Particolarmente gratificanti per il nostro orgoglio nazionale le manifestazioni di stima e affettuosa vicinanza nei nostri confronti da parte degli altri Paesi, in attuale affanno per aver a lungo sottovalutato il problema. Trump che posta un video delle Frecce tricolori sul suo profilo (70 milioni di follower) e scrive “Amiamo l’Italia”; Johnson: “Siamo alcune settimane indietro rispetto all’Italia. Gli italiani hanno un sistema sanitario eccezionale”; Ursula von der Leyen, Presidente della Commissione UE: “Siamo profondamente colpiti da come state affrontando questa crisi. Siete un esempio meraviglioso per il resto d’Europa. Lo ripeto: siamo tutti italiani”.

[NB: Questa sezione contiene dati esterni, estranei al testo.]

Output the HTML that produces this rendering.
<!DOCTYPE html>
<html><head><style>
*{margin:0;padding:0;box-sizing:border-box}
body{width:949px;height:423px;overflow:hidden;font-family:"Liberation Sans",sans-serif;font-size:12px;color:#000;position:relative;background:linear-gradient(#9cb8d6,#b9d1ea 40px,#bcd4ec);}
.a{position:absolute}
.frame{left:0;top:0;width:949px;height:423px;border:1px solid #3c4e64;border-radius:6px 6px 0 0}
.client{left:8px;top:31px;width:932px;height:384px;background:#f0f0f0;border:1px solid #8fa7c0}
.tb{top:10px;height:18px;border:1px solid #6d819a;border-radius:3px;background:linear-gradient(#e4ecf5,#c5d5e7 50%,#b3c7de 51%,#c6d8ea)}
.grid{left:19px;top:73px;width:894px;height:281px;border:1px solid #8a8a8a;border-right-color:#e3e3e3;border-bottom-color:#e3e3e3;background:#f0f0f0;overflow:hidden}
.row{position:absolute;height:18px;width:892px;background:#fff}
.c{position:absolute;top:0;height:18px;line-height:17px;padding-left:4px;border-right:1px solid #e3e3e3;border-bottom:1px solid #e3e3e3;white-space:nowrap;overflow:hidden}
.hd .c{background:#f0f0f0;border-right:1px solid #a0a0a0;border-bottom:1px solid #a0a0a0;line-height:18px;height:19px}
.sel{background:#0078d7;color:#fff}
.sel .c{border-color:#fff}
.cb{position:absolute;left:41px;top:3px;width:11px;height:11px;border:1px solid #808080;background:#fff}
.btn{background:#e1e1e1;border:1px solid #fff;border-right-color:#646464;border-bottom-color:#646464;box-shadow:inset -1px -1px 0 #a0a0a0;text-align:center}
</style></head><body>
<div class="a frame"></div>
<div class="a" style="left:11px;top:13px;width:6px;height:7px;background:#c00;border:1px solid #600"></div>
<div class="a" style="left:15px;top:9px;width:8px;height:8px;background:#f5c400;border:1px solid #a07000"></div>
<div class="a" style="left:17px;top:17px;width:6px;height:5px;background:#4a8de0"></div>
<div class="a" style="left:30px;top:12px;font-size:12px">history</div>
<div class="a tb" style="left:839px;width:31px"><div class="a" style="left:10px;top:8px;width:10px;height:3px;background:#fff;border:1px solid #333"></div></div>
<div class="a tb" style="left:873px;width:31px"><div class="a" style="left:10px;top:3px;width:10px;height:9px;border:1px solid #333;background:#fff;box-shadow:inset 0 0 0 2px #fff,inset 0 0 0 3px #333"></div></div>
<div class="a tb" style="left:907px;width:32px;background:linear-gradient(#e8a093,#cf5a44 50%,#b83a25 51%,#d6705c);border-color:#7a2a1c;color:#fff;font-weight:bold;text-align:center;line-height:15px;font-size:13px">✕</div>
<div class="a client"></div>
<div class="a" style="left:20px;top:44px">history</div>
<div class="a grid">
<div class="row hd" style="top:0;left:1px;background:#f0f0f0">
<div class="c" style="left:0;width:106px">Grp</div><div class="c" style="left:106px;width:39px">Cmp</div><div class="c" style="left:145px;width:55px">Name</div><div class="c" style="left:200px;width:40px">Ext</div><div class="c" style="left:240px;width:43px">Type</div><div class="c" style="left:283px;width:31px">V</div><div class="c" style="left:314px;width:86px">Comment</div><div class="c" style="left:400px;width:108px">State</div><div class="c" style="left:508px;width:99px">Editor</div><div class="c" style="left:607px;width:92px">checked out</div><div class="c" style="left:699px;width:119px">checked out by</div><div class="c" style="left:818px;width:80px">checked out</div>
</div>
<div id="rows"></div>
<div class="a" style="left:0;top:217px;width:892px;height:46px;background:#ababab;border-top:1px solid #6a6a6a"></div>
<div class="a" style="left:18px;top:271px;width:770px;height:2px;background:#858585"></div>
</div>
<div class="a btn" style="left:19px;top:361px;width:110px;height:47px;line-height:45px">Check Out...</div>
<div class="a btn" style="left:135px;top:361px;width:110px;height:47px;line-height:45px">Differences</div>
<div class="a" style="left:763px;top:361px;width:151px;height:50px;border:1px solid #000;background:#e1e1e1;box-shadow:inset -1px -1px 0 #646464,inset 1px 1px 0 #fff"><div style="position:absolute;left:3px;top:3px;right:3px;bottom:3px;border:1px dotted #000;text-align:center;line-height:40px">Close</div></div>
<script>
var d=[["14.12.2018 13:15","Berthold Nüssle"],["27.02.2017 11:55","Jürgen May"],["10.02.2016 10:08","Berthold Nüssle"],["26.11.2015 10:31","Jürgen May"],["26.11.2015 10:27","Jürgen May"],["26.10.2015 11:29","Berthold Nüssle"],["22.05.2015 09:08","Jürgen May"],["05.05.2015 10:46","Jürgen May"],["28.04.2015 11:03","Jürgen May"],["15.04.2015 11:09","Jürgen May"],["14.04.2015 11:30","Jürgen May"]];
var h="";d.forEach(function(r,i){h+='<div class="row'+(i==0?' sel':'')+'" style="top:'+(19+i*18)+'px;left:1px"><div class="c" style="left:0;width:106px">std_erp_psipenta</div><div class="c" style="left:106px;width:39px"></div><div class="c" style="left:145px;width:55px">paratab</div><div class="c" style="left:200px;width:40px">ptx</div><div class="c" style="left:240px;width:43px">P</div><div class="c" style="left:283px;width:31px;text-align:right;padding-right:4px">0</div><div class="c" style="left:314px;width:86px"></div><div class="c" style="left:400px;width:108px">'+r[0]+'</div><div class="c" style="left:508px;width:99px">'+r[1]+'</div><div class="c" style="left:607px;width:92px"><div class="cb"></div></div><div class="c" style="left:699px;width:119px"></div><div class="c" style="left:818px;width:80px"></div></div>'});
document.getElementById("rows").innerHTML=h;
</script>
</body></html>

Si poteva fare meglio? Forse, ma è indubbio che non stiamo facendo male. E comunque in questo frangente andrebbero messi da parte i violenti accenti politici di tesi contrapposte che ogni tanto, sebbene con minor lena che in passato, sembrano riapparire e non sarebbe male ricordarsi di una frase, lapidaria, di un grande del passato recente, Winston Churchill: “Right or wrong, this is my country”.